Oil prices look vulnerable again on mounting evidence that improvements in the world oil market have stalled, at least temporarily.
World benchmark North Sea Brent crude futures on Friday dropped to their lowest level since May, with a decline of 51 US cents to $45.69 a barrel, bringing the total decline from this year’s early-June high to more than 13 per cent.
There had been a sustained recovery from early January through early June as high-cost supplies from places such as North America and the North Sea had gone into decline, which ate into the huge stockpiles that had built up during a long period of overproduction.
But the latest data to worry oil traders was the widely watched rig count from Baker Hughes, an oil services firm, that showed the fourth week in a row where oil rigs in use in the US increased.
Though the count of active oil rigs was up by 14 at 371, it was still way below the 659 rigs in use a year before.
The market’s current dilemma was well-illustrated on Wednesday when the chief executive of Halliburton explained his more positive outlook for the market, even though his firm and his clients are still under substantial financial pressure.

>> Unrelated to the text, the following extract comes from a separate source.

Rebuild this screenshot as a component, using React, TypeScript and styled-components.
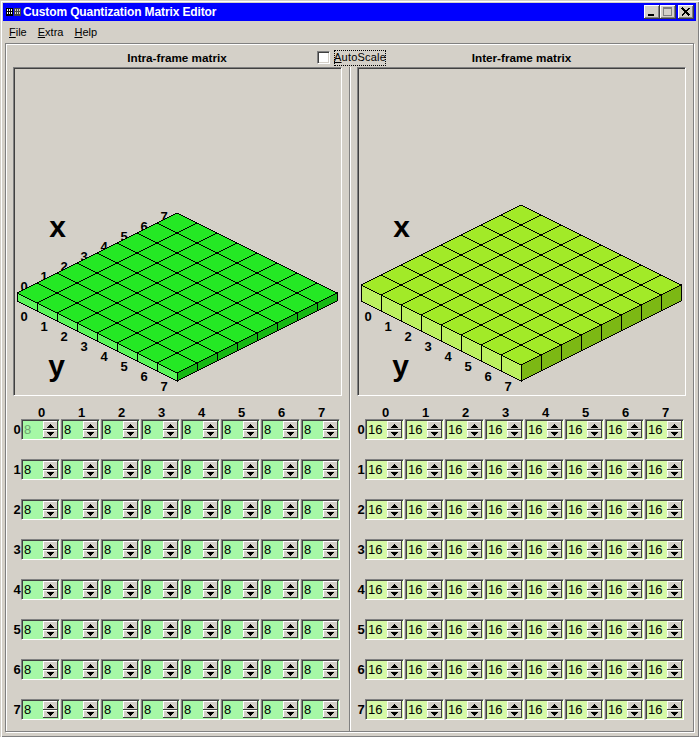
import React from "react";
import styled, { createGlobalStyle } from "styled-components";

const Global = createGlobalStyle`
  html, body { margin: 0; padding: 0; background: #d4d0c8; }
  * { box-sizing: border-box; }
`;

const Win = styled.div`
  width: 699px;
  height: 737px;
  padding: 3px;
  background: #d4d0c8;
  font-family: "Liberation Sans", Arial, sans-serif;
  font-size: 12px;
  color: #000;
  box-shadow: inset 1px 1px 0 #d4d0c8, inset 2px 2px 0 #fff, inset -1px -1px 0 #808080;
  overflow: hidden;
`;

const TitleBar = styled.div`
  height: 18px;
  background: #0000ff;
  color: #fff;
  display: flex;
  align-items: center;
  padding: 0 2px 0 3px;
`;

const TitleText = styled.span`
  font-weight: 700;
  font-size: 12px;
  letter-spacing: -0.12px;
  margin-left: 2px;
  flex: 1;
`;

const WinButtons = styled.div`
  display: flex;
  align-items: center;
`;

const WinButton = styled.div<{ $gap?: number }>`
  width: 16px;
  height: 14px;
  margin-left: ${(p) => p.$gap ?? 0}px;
  background: #d4d0c8;
  box-shadow: inset -1px -1px 0 #404040, inset 1px 1px 0 #fff, inset -2px -2px 0 #808080;
  display: flex;
  align-items: center;
  justify-content: center;
`;

const MenuBar = styled.div`
  height: 22px;
  display: flex;
  align-items: center;
  padding: 0 0 0 6px;
  gap: 11px;
  font-size: 11px;
`;

const MenuItem = styled.span`
  & > u { text-underline-offset: 1px; }
`;

const Frame = styled.div`
  margin: 0 2px 0 2px;
  width: 689px;
  height: 689px;
  border: 1px solid #808080;
  box-shadow: inset 1px 1px 0 #fff, 1px 1px 0 #fff;
  display: flex;
  flex-direction: column;
`;

const Header = styled.div`
  height: 23px;
  padding-left: 7px;
  display: grid;
  grid-template-columns: 304px 69px 271px;
  align-items: center;
`;

const MatrixTitle = styled.div<{ $pad?: number }>`
  font-weight: 700;
  font-size: 11.7px;
  text-align: center;
  padding-left: ${(p) => p.$pad ?? 0}px;
  padding-top: 4px;
`;

const Auto = styled.label`
  display: flex;
  align-items: center;
  padding-top: 4px;
`;

const Check = styled.span`
  width: 13px;
  height: 13px;
  background: #fff;
  border-style: solid;
  border-width: 1px;
  border-color: #808080 #fff #fff #808080;
  box-shadow: inset 1px 1px 0 #404040, inset -1px -1px 0 #d4d0c8;
`;

const AutoText = styled.span`
  margin-left: 4px;
  width: 52px;
  height: 16px;
  line-height: 14px;
  text-align: center;
  outline: 1px dotted #000;
  outline-offset: -1px;
  font-size: 11px;
  letter-spacing: 0.2px;
`;

const Body = styled.div`
  flex: 1;
  display: flex;
`;

const Column = styled.div<{ $first?: boolean }>`
  width: ${(p) => (p.$first ? 344 : 343)}px;
  padding-left: ${(p) => (p.$first ? 7 : 6)}px;
  ${(p) => (p.$first ? "border-right: 1px solid #808080;" : "border-left: 1px solid #fff;")}
`;

const Panel = styled.div`
  width: 329px;
  height: 329px;
  border-style: solid;
  border-width: 1px;
  border-color: #808080 #fff #fff #808080;
  box-shadow: inset 1px 1px 0 #404040;
  & > svg { display: block; width: 327px; height: 327px; }
`;

const AxisText = styled.text<{ $big?: boolean }>`
  font-family: "Liberation Sans", Arial, sans-serif;
  font-weight: 700;
  font-size: ${(p) => (p.$big ? 30 : 13)}px;
  text-anchor: middle;
  fill: #000;
`;

const ColHead = styled.div`
  height: 23px;
  display: grid;
  grid-template-columns: 8px repeat(8, 39px);
  column-gap: 1px;
  align-items: end;
  font-weight: 700;
  font-size: 13px;
  text-align: center;
  line-height: 12px;
`;

const Rows = styled.div`
  display: flex;
  flex-direction: column;
  gap: 19px;
`;

const Row = styled.div`
  height: 21px;
  display: grid;
  grid-template-columns: 7px repeat(8, 39px);
  column-gap: 1px;
  align-items: center;
  & > b { font-size: 13px; text-align: center; width: 8px; }
`;

const Spin = styled.div<{ $bg: string }>`
  width: 39px;
  height: 21px;
  display: flex;
  background: ${(p) => p.$bg};
  border-style: solid;
  border-width: 1px;
  border-color: #808080 #fff #fff #808080;
  box-shadow: inset 1px 1px 0 #404040;
  padding: 1px;
`;

const SpinValue = styled.input<{ $muted?: boolean }>`
  width: 20px;
  min-width: 0;
  height: 16px;
  border: 0;
  outline: 0;
  padding: 0 0 0 1px;
  margin: 0;
  background: transparent;
  font-family: "Liberation Sans", Arial, sans-serif;
  font-size: 13px;
  color: ${(p) => (p.$muted ? "#6f9f6f" : "#000")};
`;

const SpinButtons = styled.div`
  width: 15px;
  height: 17px;
  display: flex;
  flex-direction: column;
`;

const SpinButton = styled.div<{ $h: number }>`
  height: ${(p) => p.$h}px;
  background: #d4d0c8;
  box-shadow: inset -1px -1px 0 #404040, inset 1px 1px 0 #fff;
  display: flex;
  align-items: center;
  justify-content: center;
  & > svg { display: block; }
`;

const range = [0, 1, 2, 3, 4, 5, 6, 7];

type Colors = { top: string; left: string; right: string };

function Surface({ dx, top, h, colors, id }: { dx: number; top: number; h: number; colors: Colors; id: string }) {
  const cx = 177 + dx;
  const pt = (i: number, j: number): [number, number] => [cx + (i - j) * 20, top + (i + j) * 10];
  const [lx, ly] = pt(0, 8);
  const [rx, ry] = pt(8, 0);
  const [fx, fy] = pt(8, 8);
  const [tx, ty] = pt(0, 0);
  return (
    <svg viewBox={`${14 + (dx ? 344 : 0)} 68 327 327`} aria-label={id}>
      {range.map((n) => (
        <AxisText key={`x${n}`} x={24 + dx + n * 20} y={291 - n * 10}>{n}</AxisText>
      ))}
      {range.map((n) => (
        <AxisText key={`y${n}`} x={24 + dx + n * 20} y={321 + n * 10}>{n}</AxisText>
      ))}
      <AxisText $big x={57.5 + dx} y={237}>x</AxisText>
      <AxisText $big x={56.5 + dx} y={376}>y</AxisText>
      <g shapeRendering="crispEdges" stroke="#000" strokeWidth={1}>
        <polygon points={`${lx},${ly} ${fx},${fy} ${fx},${fy + h} ${lx},${ly + h}`} fill={colors.left} />
        <polygon points={`${fx},${fy} ${rx},${ry} ${rx},${ry + h} ${fx},${fy + h}`} fill={colors.right} />
        <polygon points={`${tx},${ty} ${rx},${ry} ${fx},${fy} ${lx},${ly}`} fill={colors.top} />
        {[1, 2, 3, 4, 5, 6, 7].map((n) => {
          const a = pt(n, 0), b = pt(n, 8), c = pt(0, n), d = pt(8, n);
          return (
            <g key={n}>
              <line x1={a[0]} y1={a[1]} x2={b[0]} y2={b[1]} />
              <line x1={c[0]} y1={c[1]} x2={d[0]} y2={d[1]} />
              <line x1={b[0]} y1={b[1]} x2={b[0]} y2={b[1] + h} />
              <line x1={d[0]} y1={d[1]} x2={d[0]} y2={d[1] + h} />
            </g>
          );
        })}
      </g>
    </svg>
  );
}

function Arrow({ down }: { down?: boolean }) {
  return (
    <svg width="7" height="4" viewBox="0 0 7 4" shapeRendering="crispEdges">
      <path d={down ? "M0 0H7V1H6V2H5V3H4V4H3V3H2V2H1V1H0Z" : "M3 0H4V1H5V2H6V3H7V4H0V3H1V2H2V1H3Z"} fill="#000" />
    </svg>
  );
}

function Matrix({ value, bg, muted }: { value: string; bg: string; muted?: boolean }) {
  return (
    <>
      <ColHead>
        <span />
        {range.map((n) => <span key={n}>{n}</span>)}
      </ColHead>
      <Rows>
        {range.map((r) => (
          <Row key={r}>
            <b>{r}</b>
            {range.map((c) => (
              <Spin key={c} $bg={bg}>
                <SpinValue readOnly value={value} $muted={muted && r === 0 && c === 0} />
                <SpinButtons>
                  <SpinButton $h={9}><Arrow /></SpinButton>
                  <SpinButton $h={8}><Arrow down /></SpinButton>
                </SpinButtons>
              </Spin>
            ))}
          </Row>
        ))}
      </Rows>
    </>
  );
}

function AppIcon() {
  return (
    <svg width="15" height="8" viewBox="0 0 15 8" shapeRendering="crispEdges">
      <rect x="0" y="0" width="7" height="8" fill="#000" />
      <rect x="8" y="0" width="7" height="8" fill="#444" />
      {[0, 1].map((k) => (
        <g key={k} fill={k ? "#d4d0c8" : "#fff"}>
          {[0, 1, 2].map((i) => [0, 1].map((j) => (
            <rect key={`${i}${j}`} x={k * 8 + 1 + i * 2} y={1 + j * 3} width="1" height="2" />
          )))}
        </g>
      ))}
    </svg>
  );
}

export default function App() {
  return (
    <Win>
      <Global />
      <TitleBar>
        <AppIcon />
        <TitleText>Custom Quantization Matrix Editor</TitleText>
        <WinButtons>
          <WinButton>
            <svg width="10" height="10" viewBox="0 0 10 10" shapeRendering="crispEdges"><rect x="1" y="7" width="6" height="2" fill="#000" /></svg>
          </WinButton>
          <WinButton>
            <svg width="10" height="10" viewBox="0 0 10 10" shapeRendering="crispEdges"><rect x="0.5" y="0.5" width="8" height="8" fill="none" stroke="#808080" /><rect x="0" y="0" width="9" height="2" fill="#808080" /></svg>
          </WinButton>
          <WinButton $gap={2}>
            <svg width="10" height="10" viewBox="0 0 10 10"><path d="M1 1 L8.5 8.5 M8.5 1 L1 8.5" stroke="#000" strokeWidth="1.7" shapeRendering="crispEdges" /></svg>
          </WinButton>
        </WinButtons>
      </TitleBar>
      <MenuBar>
        <MenuItem><u>F</u>ile</MenuItem>
        <MenuItem><u>E</u>xtra</MenuItem>
        <MenuItem><u>H</u>elp</MenuItem>
      </MenuBar>
      <Frame>
        <Header>
          <MatrixTitle $pad={24}>Intra-frame matrix</MatrixTitle>
          <Auto>
            <Check />
            <AutoText><u>A</u>utoScale</AutoText>
          </Auto>
          <MatrixTitle>Inter-frame matrix</MatrixTitle>
        </Header>
        <Body>
          <Column $first>
            <Panel>
              <Surface id="Intra-frame surface" dx={0} top={213} h={8} colors={{ top: "#24e824", left: "#5cf55c", right: "#14b814" }} />
            </Panel>
            <Matrix value="8" bg="#a6f8a6" muted />
          </Column>
          <Column>
            <Panel>
              <Surface id="Inter-frame surface" dx={344} top={205} h={16} colors={{ top: "#a2ea28", left: "#bcf060", right: "#7cb814" }} />
            </Panel>
            <Matrix value="16" bg="#d6f9a6" />
          </Column>
        </Body>
      </Frame>
    </Win>
  );
}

David Lesar brushed off Halliburton’s second-quarter loss, noting that “conventional wisdom coming out of the first quarter was that the rig count would continue to drop, [but] we said we saw North America differently and were the first to call a bottom for the rig count. This is precisely what happened … Today our customers are thinking about growing their business again rather than being focused on survival.”
A report last week from the energy research firm Wood Mackenzie noted how break-even costs for North American producers had dropped substantially over the past year, to a large extent because firms such as Mr Lesar’s have had to drop the rents they charge for their rigs.
Also on Wednesday, the US government’s energy information agency (EIA) noted that the rate of decline of US production had slowed, partly because of higher productivity from larger fields as well as the incentive of higher prices.
That’s the rub: the rising prices through the first half of the year slowed the decline in high-cost production, but the declining prices may have the opposite effect.
The EIA is forecasting declining production in the US through first quarter next year, levelling off in the second quarter assuming prices for West Texas Intermediate crude average $47 a barrel in the third quarter this year and $50 in the second quarter next year.
“The price forecast is highly uncertain, and any significant divergence of actual prices from the projected path could change the pace of new-well drilling, which would in turn affect the production forecast,” the EIA says.
The International Energy Agency last week made a similar point. As most forecasters have recognised, the market upheaval of the past two years is requiring a drawn-out period of structural change in the market.
As Mr Lesar explained, this means much uncertainty as companies adjust to the new reality. Though the industry has become leaner and more able to deal with lower prices, he warned of the medium-term risk of a supply shortage because of under-investment.
“The last 2 years has been a period of significant under investment, where global [capital expenditure] has been reduced by nearly $400 billion,” he told investors on a conference call.
“As a result, the industry will have to find a lot of new barrels in the next five years. Now, you can choose your own energy supply expert and there are many of them out there, but most agree we will need between 18 and 22 million barrels per day of new production by 2021, meaning we have to find nearly two Saudi Arabias worth of production in the next five years.
“To achieve this production goal, we believe there will need to be structural changes that have to happen,” he concluded. “It clearly starts with a supportive commodity price and we’re not there yet today. The prices will have to get there soon or the supply challenges will be even greater.”